Ne crois pas que je te ferai vivre dans un petit coin trop caché. L’Évangile dit « Vous êtes la lumière de monde (mamzelle). On ne met pas la lumière sous le boisseau, mais sur la montagne pour qu’elle brille devant les hommes ». Voilà bien de quoi vaincre toutes vos timidités, votre caprice à ne pas vouloir ceci, cela. Il faut obéir sans conditions. Et l’on ne vous embrasse que si vous êtes sage.
Alors, je t’embrasse tout de suite. Tu es trop gentille. Pas de moue. Je vois tes larmes de bonheur.
Lundi.
Une demie vient de sonner dans la nuit. Sous ma petite lampe à la lumière tamisée, je regarde une silhouette fine dans l’embrasure d’une vieille fenêtre de château fort. C’est par là que les archers envoyaient sur les assaillants des pluies de flèches rapides. C’est par là qu’on regarde maintenant la douce campagne qui supporte avec ironie les plaisanteries macabres des hommes.
Au loin, dans une cellule, des miliciens ou des SS chantent un vieux refrain européen à mi-voix. Le métro passe au loin. J’entends ce bruit depuis deux ans et demi. Il me rattache à une capitale chère où vivent des êtres aimés. Où vivent-ils le mieux. Dans ce royaume de Dieu si proche où l’on voit passer de temps à autre une robe féminine, où l’on sent le souffle d’un cœur qui rit comme une fillette gonflée de paix, où toutes les mèches blondes d’un Frédéric se dressent dans le vent du matin.
Ce soir nous avons su qu’Auriol lançait un appel désespéré aux nations qui vont s’affronter. Demain nous serons peut-être encore jetés dans la tempête géante. Il nous faudra traverser des flammes dévorantes. Nous avons l’habitude de ces combats. Sans cris, où les hommes s’entre-tuent avec précision, et où le grondement des explosions martèle la terre pour lui rappeler sa dureté native. Il nous faudra fuir la terreur en protégeant tout ce que nous savons de nos bras jamais assez larges. La rage des brutes ne connaît plus de bornes quand il s’agit d’être puissant sur les autres et de piétiner.
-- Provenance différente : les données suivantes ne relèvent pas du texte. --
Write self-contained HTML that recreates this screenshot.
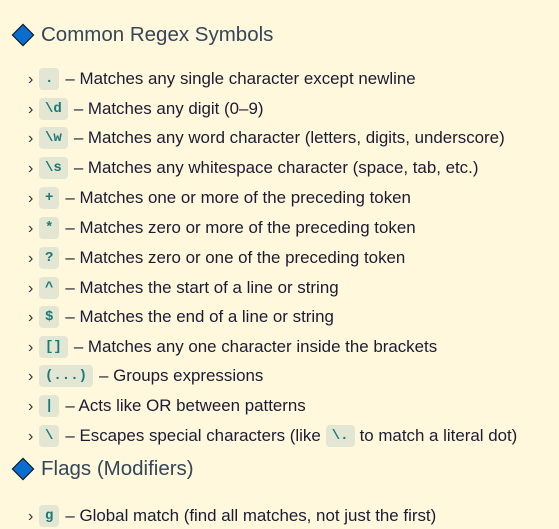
<!DOCTYPE html>
<html><head><meta charset="utf-8"><style>
body{margin:0;background:#fff8dc;width:559px;height:528px;overflow:hidden;font-family:"Liberation Sans",sans-serif;color:#1b1b33;}
h2{position:absolute;left:12px;margin:0;font-weight:normal;font-size:20.5px;color:#34465a;display:flex;align-items:center;}
h2 .d{width:14px;height:14px;background:#0a6ed1;border:1.5px solid #111;transform:rotate(45deg);margin:0 10px 0 3px;}
.it{position:absolute;left:28px;font-size:16.9px;display:flex;align-items:center;height:24px;white-space:nowrap;}
.ch{font-size:16px;width:11px;color:#333;line-height:24px;margin-top:1px;}
code{font-family:"Liberation Mono",monospace;font-weight:bold;font-size:14px;color:#1a7878;background:#e2e6d2;border-radius:4px;padding:0 6px;height:22px;line-height:22px;display:inline-block;margin-right:6px;}
.in{margin:0 5px;}
</style></head><body>
<h2 style="top:23px"><span class="d"></span>Common Regex Symbols</h2>
<div class="it" style="top:67px"><span class="ch">›</span><code>.</code>– Matches any single character except newline</div>
<div class="it" style="top:97px"><span class="ch">›</span><code>\d</code>– Matches any digit (0–9)</div>
<div class="it" style="top:126px"><span class="ch">›</span><code>\w</code>– Matches any word character (letters, digits, underscore)</div>
<div class="it" style="top:156px"><span class="ch">›</span><code>\s</code>– Matches any whitespace character (space, tab, etc.)</div>
<div class="it" style="top:186px"><span class="ch">›</span><code>+</code>– Matches one or more of the preceding token</div>
<div class="it" style="top:216px"><span class="ch">›</span><code>*</code>– Matches zero or more of the preceding token</div>
<div class="it" style="top:246px"><span class="ch">›</span><code>?</code>– Matches zero or one of the preceding token</div>
<div class="it" style="top:276px"><span class="ch">›</span><code>^</code>– Matches the start of a line or string</div>
<div class="it" style="top:305px"><span class="ch">›</span><code>$</code>– Matches the end of a line or string</div>
<div class="it" style="top:335px"><span class="ch">›</span><code>[]</code>– Matches any one character inside the brackets</div>
<div class="it" style="top:364px"><span class="ch">›</span><code>(...)</code>– Groups expressions</div>
<div class="it" style="top:394px"><span class="ch">›</span><code>|</code>– Acts like OR between patterns</div>
<div class="it" style="top:424px"><span class="ch">›</span><code>\</code>– Escapes special characters (like <code class="in">\.</code>to match a literal dot)</div>
<h2 style="top:457px"><span class="d"></span>Flags (Modifiers)</h2>
<div class="it" style="top:504px"><span class="ch">›</span><code>g</code>– Global match (find all matches, not just the first)</div>
</body></html>
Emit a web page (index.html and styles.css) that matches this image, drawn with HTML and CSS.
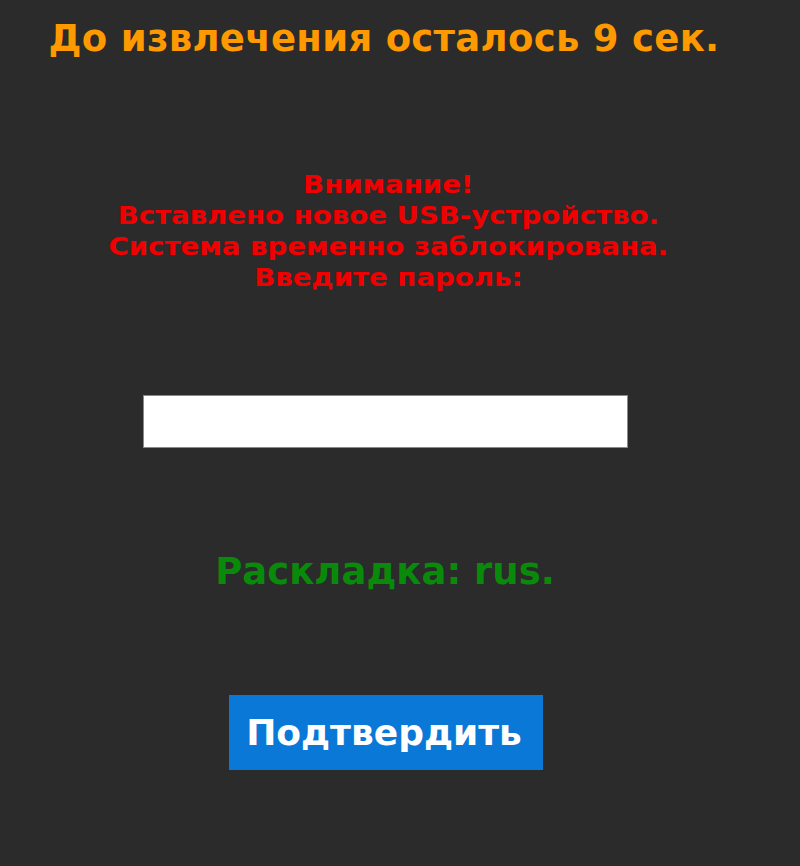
FILE: index.html
```html
<!DOCTYPE html>
<html lang="ru">
<head>
<meta charset="utf-8">
<title>Блокировка</title>
<link rel="stylesheet" href="styles.css">
</head>
<body>
<main class="screen">
  <h1 class="timer">До извлечения осталось 9 сек.</h1>
  <p class="warning"><span class="warning-text">Внимание!<br>Вставлено новое USB-устройство.<br>Система временно заблокирована.<br>Введите пароль:</span></p>
  <input class="password" type="password" aria-label="Пароль">
  <p class="layout">Раскладка: rus.</p>
  <button class="confirm" type="button">Подтвердить</button>
</main>
</body>
</html>
```

FILE: styles.css
```css
html, body {
  margin: 0;
  padding: 0;
  background: #2b2b2b;
}
.screen {
  width: 772px;
  height: 866px;
  display: flex;
  flex-direction: column;
  align-items: center;
  box-sizing: border-box;
  padding-top: 16px;
  overflow: hidden;
}
.timer {
  margin: 0 0 0 -4px;
  font-family: "DejaVu Sans", sans-serif;
  font-weight: bold;
  font-size: 37px;
  letter-spacing: 0.3px;
  line-height: 46px;
  color: #ff9900;
}
.warning {
  margin: 108px 0 0 4px;
  font-family: "DejaVu Sans", sans-serif;
  font-weight: bold;
  font-size: 24px;
  line-height: 31px;
  color: #f00000;
  text-align: center;
}
.warning-text {
  display: inline-block;
  transform: scaleX(1.15);
}
.password {
  margin: 101px 0 0 -1px;
  width: 485px;
  height: 53px;
  box-sizing: border-box;
  border: 1px solid #8a8a8a;
  background: #fff;
  padding: 0;
}
.layout {
  margin: 102px 0 0 -2px;
  font-family: "DejaVu Sans", sans-serif;
  font-weight: bold;
  font-size: 37px;
  line-height: 44px;
  color: #0a8a0a;
}
.confirm {
  margin: 101px 0 0 0;
  width: 314px;
  height: 75px;
  border: none;
  background: #0a78d7;
  color: #fff;
  font-family: "DejaVu Sans", sans-serif;
  font-weight: bold;
  font-size: 36px;
  padding: 0 4px 0 0;
}
```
C’est pourquoi, ma Jeannette si douce, je pense à toi avec plus de bonheur que d’habitude. Nous revenons maintenant à la norme du combat géant. La guerre s’était assoupie. On l’avait endormie, parce que des hypocrites s’étaient installés sur les ruines criantes à la victoire. Et tout à coup, l’ennemi a montré sa face d’hyène. Qui avait raison de le désigner hier ? Nous avons pris tous les coups pour avoir trop dit qui il était. Heureux suis-je de pouvoir rester pour accomplir tout mon devoir dans une heure propice. J’ai conscience de plus en plus d’avoir été hier dans la vérité, d’être aujourd’hui dans la vérité. Tu ne peux savoir comme trois ans de prison et de dangers tenaces exaltent un homme. Il me semble avoir de plus en plus tout le courage, pour avoir abandonné toute crainte, pour oser affronter toutes tempêtes, pour être d’un calme absolu devant la pire des vagues.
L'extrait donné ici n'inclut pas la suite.